On the downside, Duffy said Hey Dude adds “a secondary dimension of fashion exposure to fickle young U.S. consumers and brings net leverage to approximately 3.0X pro-forma EBITDA.”

RW Baird reiterated its “Outperform” rating at a $250 price target. Analyst Jonathan Komp wrote in a note, “We like (don’t love) the deal, but believe the substantial long-term prospects outweigh near-term risks with shares remaining highly attractive at only ~10X prospective 2023E EPS.”
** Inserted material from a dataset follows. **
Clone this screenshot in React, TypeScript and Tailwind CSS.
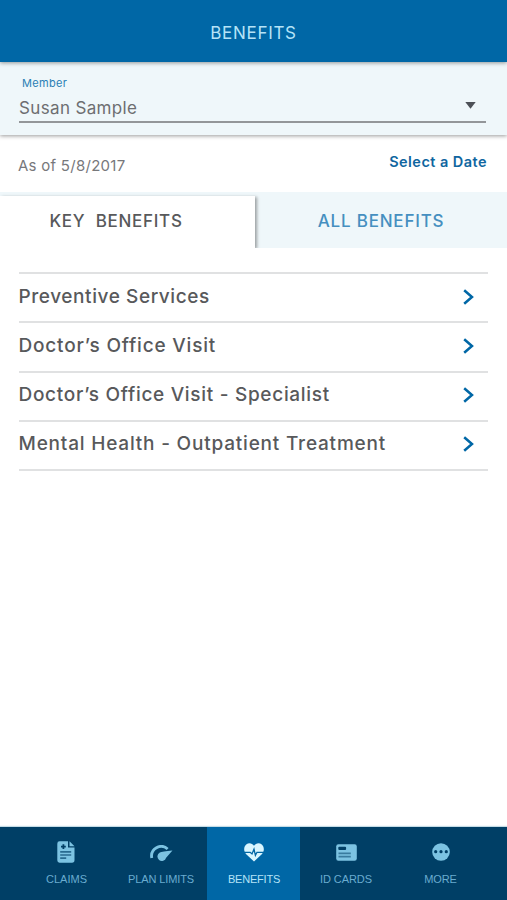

He likewise called out the benefits from Crocs diversifying its product mix and addressing the broader casual footwear opportunity through a multi-brand platform. Beyond any back-office synergies, Komp expects Hey Dude to benefit from Crocs’ ability to tap collaborations, influencers and social media to build brand exposure for Hey Dude.

Regarding the initial negative reaction by investors, Komp believes that partly reflects the “incremental complexity” around Crocs that had been viewed as a “mono-brand operator” with a recent goal set to reach $5 billion by 2026. Komp wrote, “We see substantial upside if CROX can prove consistent execution.”

At Williams Trading analyst Sam Poser wrote in a note that while few investors apparently knew about the Hey Dude brand, “many retailers, such as Hibbett, Shoe Carnival and others have not been able to keep Hey Dude product in stock for at least the last 18 months, and the brand continues to gain momentum. As such, we are confident, as we have been and with Crocs, that retailers are more knowledgeable of trends than the very large majority of the investment community is. Crocs trends remain strong, and management remains confident that sales will reach $5B by 2026. Further, CROX management will be meeting with investors at the ICR Conference in January, will likely preannounce 4Q21 results, and update the 2022 outlook, all of which will act as positives for the stock.”

Poser reiterated his “Buy” rating and $300 price target.